The invention relates generally to data compression. More specifically, the invention relates to a method and apparatus for compressing image data utilizing an encoding technique which results in reduced distortion or error in the data.
Numerous fields of endeavor make use of vector quantization processing. One newly emerging application is data compression. The preferred embodiment of the invention will be described with particular reference to compression of image signals, though such an illustration is not a limitation on its scope.
A quantizer is a device which represents one signal which can take on a large number of values by another signal which can take on only a limited number of values. A four bit analog-to-digital converter, for example, represents the value of a continuously varying (i.e., analog) signal by a digital signal which can have only one of sixteen values. Scaler quantizers operate on signals having a single degree of freedom, such as an analog-to-digital converter operating on a voltage signal. Vector quantizers operate on signals having multiple degrees of freedom as will be discussed more fully below.
A vector quantizer for compressing video images conceptually divides the image into numerous small areas called pixels (a term formed from the words "picture" and "element"). Pixels are sufficiently small that the intensity of the image is approximately constant across the pixel area. For example, a black and white image of a house might be divided into a grid of 600 rows and 600 pixels per row. Each pixel would be like a small dot in the image. A group of pixels together would form a vector which can be thought of as a small subimage. For example a 6.times.6 square patch of pixels forms a vector which may be a portion of a shadow, or part of the roof line against a light background. Vectors formed from an image shall be called image vectors. The present invention operates on vectors which, for the illustrated example, are image vectors. In general, any source of vector signals may be used, and vectors which are subject to quantization are more generally referred to as input vectors.
While a black and white image serves as an example here, vectors might also be formed from red, green, or blue levels from a color image. They might also be formed from Y,I and Q components of a color image, or from transform coefficients of an image signal on which a Hadamard, Fourier, or other transform has operated.
Numerous methods exist for manipulating an image to form image vectors. For example, a television camera might generate an analog video signal in a raster scan format having 600 scan lines per frame. An analog-to-digital converter could then digitize the video signal at a sampling rate of 600 samples per scan line. Digital signal processing equipment can then store the digital samples, and group them into vectors. The process of digitizing an analog video signal is a form of scaler quantization which is similar to but distinct from methods of vector quantization. The discussion which follows assumes that one of many methods well known in the art of signal processing can be used to produce input digital image signals.

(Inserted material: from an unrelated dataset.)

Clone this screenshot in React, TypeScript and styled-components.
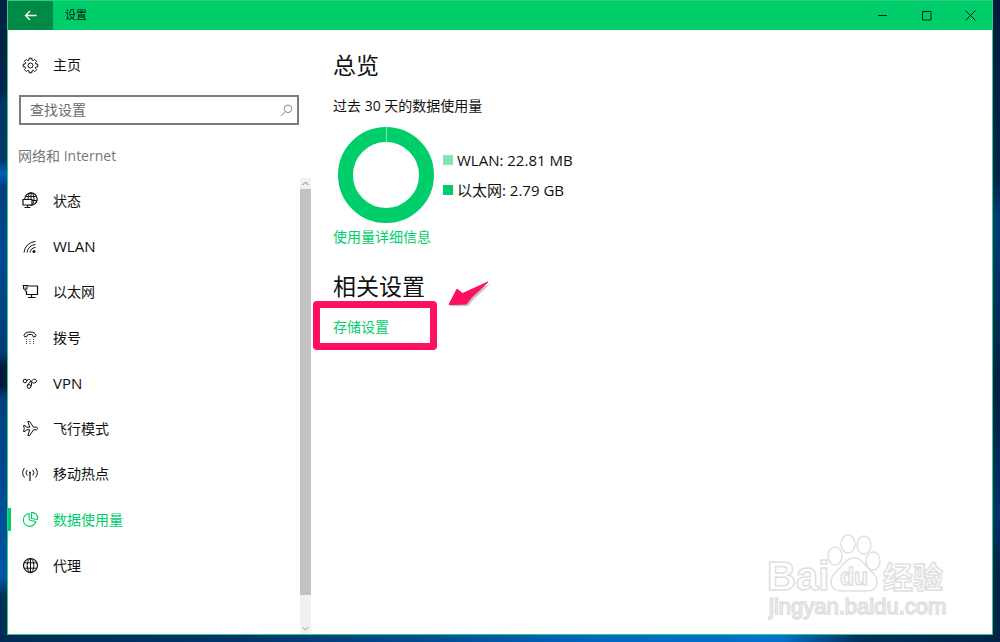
import React from "react";
import styled, { createGlobalStyle } from "styled-components";

const GREEN = "#00ce6b";
const PINK = "#ff0f5f";

const GlobalStyle = createGlobalStyle`
  *, *::before, *::after { box-sizing: border-box; }
  body { margin: 0; }
  body, button, input {
    font-family: "Open Sans", "Noto Sans CJK SC", sans-serif;
    font-size: 14px;
    line-height: 20px;
    color: #111;
  }
`;

const Desktop = styled.div`
  display: flex;
  height: 100vh;
  padding: 0 7px 7px;
  background:
    linear-gradient(90deg, #002a55 0%, #00366c 25%, #004c90 42%, #0068c0 60%, #0072cc 78%, #002f5c 86%, #002448 100%) bottom / 100% 7px no-repeat,
    linear-gradient(180deg, #002044 0, #00254c 14%, #003464 16%, #003868 25%, #0060b4 27%, #003f80 29%, #004a90 40%, #003c78 55%, #001a3c 57%, #001a3c 60%, #003f80 62%, #0056a4 90%, #002f58 93%) left / 7px 100% no-repeat,
    linear-gradient(180deg, #001c40 0, #00264c 28%, #003c74 34%, #00284e 55%, #001f44 60%, #003468 80%, #002448 90%);
`;

const Window = styled.div`
  position: relative;
  flex: 1;
  min-width: 0;
  display: flex;
  flex-direction: column;
  background: #fff;
  border: 1px solid #2fcf80;
`;

const TitleBar = styled.header`
  flex: none;
  display: flex;
  height: 29px;
  background: ${GREEN};
`;

const BackButton = styled.button`
  width: 45px;
  border: 0;
  padding: 0;
  display: grid;
  place-items: center;
  background: #008a45;
`;

const Title = styled.span`
  flex: 1;
  padding-left: 12px;
  font-size: 11px;
  line-height: 28px;
  color: #04210f;
`;

const CaptionButton = styled.button`
  width: 44px;
  border: 0;
  padding: 0;
  display: grid;
  place-items: center;
  background: transparent;
`;

const Body = styled.div`
  flex: 1;
  min-height: 0;
  display: flex;
`;

const Sidebar = styled.aside`
  flex: none;
  width: 303px;
  display: flex;
  flex-direction: column;
`;

const HomeLink = styled.a`
  display: flex;
  align-items: center;
  gap: 14px;
  height: 40px;
  margin: 15px 0 10px;
  padding-left: 14px;
  color: inherit;
  text-decoration: none;
`;

const SearchBox = styled.label`
  display: flex;
  align-items: center;
  height: 30px;
  margin: 0 12px 0 11px;
  padding: 0 4px 0 9px;
  border: 2px solid #7c7c7c;
`;

const SearchInput = styled.input`
  flex: 1;
  min-width: 0;
  border: 0;
  padding: 0;
  outline: 0;
  background: transparent;
  &::placeholder { color: #6c6c6c; opacity: 1; }
`;

const GroupTitle = styled.h2`
  margin: 21px 0 12px 10px;
  font-size: 14px;
  line-height: 20px;
  font-weight: 400;
  color: #767676;
`;

const NavArea = styled.div`
  flex: 1;
  min-height: 0;
  display: flex;
`;

const NavList = styled.nav`
  flex: 1;
  display: flex;
  flex-direction: column;
  overflow: hidden;
`;

const NavItem = styled.a<{ $active?: boolean; $latin?: boolean }>`
  flex: 0 0 10%;
  min-height: 32px;
  display: flex;
  align-items: center;
  gap: 14px;
  padding-left: 14px;
  font-size: ${(p) => (p.$latin ? 15 : 14)}px;
  color: ${(p) => (p.$active ? GREEN : "inherit")};
  text-decoration: none;
  background: ${(p) => (p.$active ? `linear-gradient(${GREEN}, ${GREEN}) left / 3px 23px no-repeat` : "none")};
`;

const ScrollTrack = styled.div`
  width: 11px;
  display: flex;
  flex-direction: column;
  background: #f1f1f1;
`;

const ScrollButton = styled.button`
  flex: none;
  height: 11px;
  border: 0;
  padding: 0;
  display: grid;
  place-items: center;
  background: transparent;
`;

const ScrollThumb = styled.div`
  flex: 0 0 89%;
  background: #c2c2c2;
`;

const ScrollRoom = styled.div`
  flex: 1;
`;

const Content = styled.main`
  flex: 1;
  min-width: 0;
  padding: 19px 22px;
`;

const Heading = styled.h1`
  margin: 0;
  font-size: 23px;
  line-height: 32px;
  font-weight: 400;
`;

const Caption = styled.p`
  margin: 15px 0 11px;
`;

const Usage = styled.div`
  display: flex;
  align-items: center;
  gap: 9px;
  margin-left: 5px;
`;

const Legend = styled.ul`
  margin: 0;
  padding: 0;
  list-style: none;
  display: grid;
  gap: 10px;
  font-size: 15px;
`;

const LegendItem = styled.li<{ $color: string }>`
  display: flex;
  align-items: center;
  gap: 4px;
  &::before {
    content: "";
    width: 10px;
    height: 10px;
    background: ${(p) => p.$color};
  }
`;

const ActionLink = styled.a`
  display: block;
  width: max-content;
  color: ${GREEN};
  text-decoration: none;
`;

const UsageLink = styled(ActionLink)`
  margin: 4px 0 23px;
`;

const Related = styled.div`
  position: relative;
  width: max-content;
  padding-top: 15px;
`;

const Frame = styled.div`
  position: absolute;
  top: -1px;
  left: -20px;
  width: 124px;
  height: 49px;
  border: 7px solid ${PINK};
  border-radius: 4px;
  pointer-events: none;
`;

const Pointer = styled.svg`
  position: absolute;
  left: 112px;
  top: -25px;
`;

const Watermark = styled.svg`
  position: absolute;
  right: 42px;
  bottom: 10px;
  pointer-events: none;
`;

const Icon = styled.svg.attrs({ width: 17, height: 17, viewBox: "0 0 17 17", fill: "none", stroke: "currentColor" })`
  flex: none;
  display: block;
`;

const gearPath = Array.from({ length: 8 }, (_, i) => {
  const point = (r: number, deg: number) => {
    const a = ((i * 45 + deg) * Math.PI) / 180;
    return `${(8.5 + r * Math.cos(a)).toFixed(2)} ${(8.5 + r * Math.sin(a)).toFixed(2)}`;
  };
  return `${i ? "L" : "M"}${point(5.6, -15)} L${point(7.4, -11)} L${point(7.4, 11)} L${point(5.6, 15)}`;
}).join(" ") + "Z";

const icons: Record<string, React.ReactNode> = {
  status: (
    <>
      <circle cx="9" cy="7" r="6.200" strokeWidth="1.200" />
      <ellipse cx="9" cy="7" rx="3" ry="6.200" />
      <path d="M9 1v12M3.500 4.500h11M3 8.500h12" />
      <path d="M1 7.500h9v5.500H1z" fill="#fff" strokeWidth="1.200" />
      <path d="M2.500 15.500h6M5.500 13v2.500" strokeWidth="1.200" />
    </>
  ),
  wlan: (
    <>
      <path d="M2 14.500A12 12 0 0 1 13.500 3.500M5 14.500A9 9 0 0 1 13.500 6.500M8 14.500A6 6 0 0 1 13.500 9.500" />
      <circle cx="12" cy="13.500" r="1.500" fill="currentColor" stroke="none" />
    </>
  ),
  ethernet: (
    <>
      <path d="M6 3H15.500v8.500H4.500V8M9.500 11.500v3M6 14.500h7.500" strokeWidth="1.200" />
      <path d="M.5 2.500h5.500M1.500 2.500v3.500h3.500v-3.500M3.200 6v2h1.300" />
      <path d="M2.500 4.200h1.500" strokeOpacity=".6" />
    </>
  ),
  dialup: (
    <>
      <path d="M2 6.500C2.500 1.800 13.500 1.800 14 6.500L13.500 7.700h-2.300l-.8-1.900c-1.400-.5-3.400-.5-4.800 0l-.8 1.900H2.500z" />
      <path d="M4 10.500h1M7.500 10.500h1M11 10.500h1M4 12.500h1M7.500 12.500h1M11 12.500h1M4 14.500h1M7.500 14.500h1M11 14.500h1" strokeOpacity=".75" />
    </>
  ),
  vpn: (
    <>
      <circle cx="3" cy="6" r="1.800" />
      <circle cx="7" cy="11.500" r="1.900" />
      <path d="M4.800 6C6 3.800 8.500 4 8.500 6C8.500 7.500 6 8.500 5.300 10.500M8.900 11.500C10.500 10.500 8.500 7.500 10 5.500C11.500 3.500 14.500 4 14.500 6S11.500 8.500 10 7.500" />
    </>
  ),
  airplane: (
    <path d="M1.500 5.500h1.600l1.300 1.700h3.400L5.800 1.500h1.900l3.800 5.700h2.600c2 0 2 2.600 0 2.600h-2.600l-3.800 5.700H5.800l2-5.700H4.400l-1.300 1.700H1.500l.8-3z" />
  ),
  hotspot: (
    <>
      <path d="M8 7v8" strokeWidth="1.200" />
      <circle cx="8" cy="6.500" r="1" fill="currentColor" stroke="none" />
      <path d="M5.300 4a4 4 0 0 0 0 5.500M10.700 4a4 4 0 0 1 0 5.500M2.500 2a7 7 0 0 0 0 9.500M13.500 2a7 7 0 0 1 0 9.500" />
    </>
  ),
  usage: (
    <path d="M7 2.700A6.300 6.300 0 1 0 13.800 10.500L7.300 9zM9.500 1.300V7.500L15.500 8.500C16.300 4.500 13.500 1.300 9.500 1.300z" strokeWidth="1.200" strokeLinejoin="round" />
  ),
  proxy: (
    <>
      <circle cx="8.500" cy="8.500" r="7" strokeWidth="1.200" />
      <ellipse cx="8.500" cy="8.500" rx="3.300" ry="7" />
      <path d="M8.500 1.500v14M2.200 5.800h12.600M2.200 11.200h12.600" />
    </>
  ),
};

const navItems = [
  { icon: "status", label: "状态" },
  { icon: "wlan", label: "WLAN", latin: true },
  { icon: "ethernet", label: "以太网" },
  { icon: "dialup", label: "拨号" },
  { icon: "vpn", label: "VPN", latin: true },
  { icon: "airplane", label: "飞行模式" },
  { icon: "hotspot", label: "移动热点" },
  { icon: "usage", label: "数据使用量", active: true },
  { icon: "proxy", label: "代理" },
];

export default function App() {
  return (
    <Desktop>
      <GlobalStyle />
      <Window>
        <TitleBar>
          <BackButton aria-label="返回">
            <svg width="13" height="11" viewBox="0 0 13 11" fill="none" stroke="#fff" strokeWidth="1.300">
              <path d="M12.500 5.500H1.500M6 1L1.500 5.500L6 10" />
            </svg>
          </BackButton>
          <Title>设置</Title>
          <CaptionButton aria-label="最小化">
            <svg width="11" height="11" stroke="#04210f"><path d="M1 5.500h9" /></svg>
          </CaptionButton>
          <CaptionButton aria-label="最大化">
            <svg width="11" height="11" stroke="#04210f" fill="none"><path d="M1.500 1.500h8.500v8.500h-8.500z" /></svg>
          </CaptionButton>
          <CaptionButton aria-label="关闭">
            <svg width="11" height="11" stroke="#04210f"><path d="M.5 .5l10 10M10.500 .5l-10 10" /></svg>
          </CaptionButton>
        </TitleBar>
        <Body>
          <Sidebar>
            <HomeLink href="#home">
              <Icon>
                <path d={gearPath} strokeLinejoin="round" />
                <circle cx="8.500" cy="8.500" r="2.500" />
              </Icon>
              主页
            </HomeLink>
            <SearchBox>
              <SearchInput type="text" placeholder="查找设置" aria-label="查找设置" />
              <svg width="13" height="13" viewBox="0 0 13 13" fill="none" stroke="#8a8a8a">
                <circle cx="8" cy="4.800" r="3.800" />
                <path d="M5.200 7.600L.8 12.200" />
              </svg>
            </SearchBox>
            <GroupTitle>网络和 Internet</GroupTitle>
            <NavArea>
              <NavList>
                {navItems.map((item) => (
                  <NavItem key={item.icon} href={`#${item.icon}`} $active={item.active} $latin={item.latin}>
                    <Icon>{icons[item.icon]}</Icon>
                    {item.label}
                  </NavItem>
                ))}
              </NavList>
              <ScrollTrack>
                <ScrollButton aria-label="向上滚动">
                  <svg width="7" height="5" fill="none" stroke="#777"><path d="M.5 4l3-3l3 3" /></svg>
                </ScrollButton>
                <ScrollThumb />
                <ScrollRoom />
                <ScrollButton aria-label="向下滚动">
                  <svg width="7" height="5" fill="none" stroke="#999"><path d="M.5 1l3 3l3-3" /></svg>
                </ScrollButton>
              </ScrollTrack>
            </NavArea>
          </Sidebar>
          <Content>
            <Heading>总览</Heading>
            <Caption>过去 30 天的数据使用量</Caption>
            <Usage>
              <svg width="96" height="96" viewBox="0 0 96 96" fill="none">
                <circle cx="48" cy="48" r="40.500" stroke={GREEN} strokeWidth="15" />
                <path d="M48.500 0v15" stroke="#7fe6b5" />
              </svg>
              <Legend>
                <LegendItem $color="#7fe6b5">WLAN: 22.81 MB</LegendItem>
                <LegendItem $color={GREEN}>以太网: 2.79 GB</LegendItem>
              </Legend>
            </Usage>
            <UsageLink href="#details">使用量详细信息</UsageLink>
            <Heading as="h2">相关设置</Heading>
            <Related>
              <ActionLink href="#storage">存储设置</ActionLink>
              <Frame />
              <Pointer width="48" height="34" viewBox="0 0 48 34">
                <path d="M5 29L14 14L19 18L45 7L28 23L23 29z" fill="#888" opacity=".5" />
                <path d="M4 27.500L12 12L17.500 16.500L43 5L26 21L21.500 27z" fill={PINK} stroke={PINK} strokeLinejoin="round" />
              </Pointer>
            </Related>
          </Content>
        </Body>
        <Watermark width="182" height="92" viewBox="0 0 182 92" fill="#fff" stroke="#e0e0e0" strokeWidth="1.500" fontFamily='"Liberation Sans", "Noto Sans CJK SC", sans-serif' fontWeight="700">
          <text x="-1" y="58" fontSize="40">Bai</text>
          <ellipse cx="67" cy="24" rx="7" ry="9" />
          <ellipse cx="80" cy="12" rx="7" ry="9" />
          <ellipse cx="96" cy="13" rx="7" ry="9" />
          <ellipse cx="105" cy="29" rx="7" ry="9" />
          <path d="M86 26C94 26 96 33 103 39C113 48 110 59 99 59H74C62 59 59 48 69 39C76 33 78 26 86 26z" />
          <text x="72" y="53" fontSize="23">du</text>
          <text x="115" y="56" fontSize="30">经验</text>
          <text x="1" y="82" fontSize="22" fontWeight="400">jingyan.baidu.com</text>
        </Watermark>
      </Window>
    </Desktop>
  );
}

Before quantizing an image, a vector quantizer stores a set of "codebook" vectors in memory. Codebook vectors are vectors which are chosen to be representative of commonly found image vectors. The quantizer stores a sufficient variety of codebook vectors so that at least one closely matches each of the many vectors that might be found in the full image. Each codebook vector is assigned a unique identification code. The set of all codebook vectors is called a codebook.
In practice, the identification code for a codebook vector may be an address in a memory which stores the vector values. The precise order of the entries may be arbitrary, or it may be selected according to some property of the vectors.
When quantizing a full image, a vector quantizer divides the full image into a series of image vectors. For each image vector, the vector quantizer identifies one closely matching codebook vector. The vector quantizer then generates a new signal made up of the series of the identification codes of the selected codebook entries.
Regeneration of the full image can be accomplished by a device which has the complete codebook stored in memory. The device regenerates the image signal by replacing each ID code in the quantized signal with its corresponding codebook vector. The regenerated image differs from the original image, because codebook entries do not precisely match the original image vectors. The difference is called distortion or loss. Some forms of compression result in little or no loss. In effect, the input signal is changed in form but not in quality. While such compression techniques may not significantly affect or reduce bandwidth or processing time, other advantages such as improved signal quality or equipment compatibility may result. However, when system constraints exist, it may be necessary to suffer a certain level of distortion. The amount of such distortion which is tolerable depends, in part, on whether it is noticeable. In video transmission systems for example, the viewer may be the best judge of whether the distortion is in fact acceptable. Some vector quantizer systems have produced acceptable distortion with conventional video formats (i.e. 512.times.512 pixels). High definition television (HDTV) however has approximately 5 times the data of conventional TV formats. Accordingly compression techniques which produce tolerable distortion levels for conventional television may not work with HDTV. Also, if bandwidth requirements can be reduced without loss of picture quality, channel capacity may be increased.